The last couple of years have been pretty good for Paul Simon fans. Following a five-year hiatus, 2011 saw the release of his critically-acclaimed studio album So Beautiful or So What. Earlier this year, a stellar reissue of Simon’s 1986 classic Graceland provided unreleased tracks, live recordings, and interview material. The documentary Under African Skies offered a comprehensive look at the creation of that landmark album.
Now, Hear Music and Concord Music Group have issued the double-disc live album and concert DVD, Live in New York City. The concert was taped June 6, 2011 at the landmark New York City venue, Webster Hall. Built in 1886, the hall has hosted a truly impressive roster of live artists over the decades. It’s relatively small capacity (about 2,500 people) provided a perfectly intimate atmosphere for Simon’s intricately arranged, largely acoustic set list. Simon’s eight-piece band, which includes original Graceland bassist Bakithi Kumalo, brings a pleasingly laidback feel to the 20-song set.
The selection of songs understandably highlights the recent So Beautiful or So What, with four tunes included from that album. Unlike so many aging artists, whose latest work often cues concertgoers to take a beer break, Simon’s new stuff (especially “Rewrite”) is among the best of his career. The recent songs sit comfortably next to classics like “50 Ways to Leave Your Lover” and “Slip Slidin’ Away.” As with any artist whose back catalog is as rich as Simon’s, there isn’t room here for all his big hits. You won’t find “You Can Call Me Al” or Graceland’s title tracks, but there are five songs from that celebrated album, including “The Boy in the Bubble” and “Diamonds On the Soles of Her Shoes.”

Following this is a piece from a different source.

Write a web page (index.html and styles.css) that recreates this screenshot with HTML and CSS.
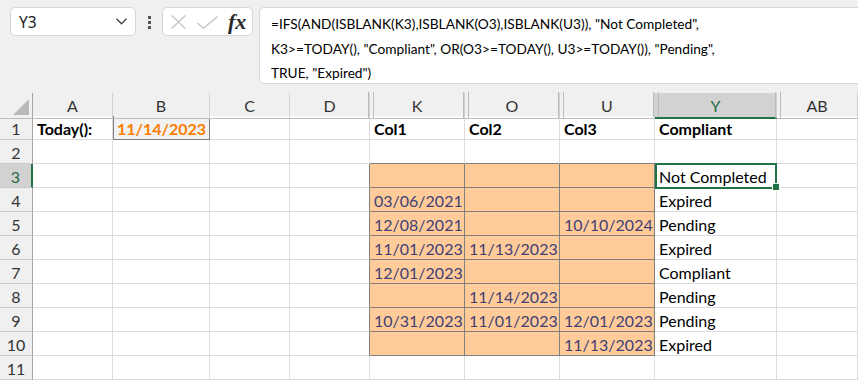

The encore section delivers some of Simon’s most enduringly popular numbers, leading off with an unaccompanied version of “The Sound of Silence.” The audience, relatively sedate throughout the performance, perks up a bit during rousing renditions of “Kodachrome” and “Late in the Evening.” The latter features some particularly tasty licks courtesy of keyboardist Mick Rossi. The three piece horn section (Tony Cedras, Andy Snitzer, and Mark Stewart—all of whom share additional instrumental duties) sounds tight and crisp. Simon remains in great voice right through the end, a soothing performance of “Still Crazy After All These Years.”
The audio quality is superb, with a mix that expertly balances each component of the ensemble. Acoustic guitars ring through with great resonance, and Jim Oblon’s drums sound satisfyingly propulsive. The DVD includes the entire concert, filmed in a straightforward manner that keeps the focus squarely on the musicians. The videography is clear and efficiently lighted. The simple DVD menu offers a choice between playing the entire show or a list of individual songs. Live in New York City is tremendously satisfying as a retrospective look at Simon’s career, as well as ample evidence that he’s still in his prime.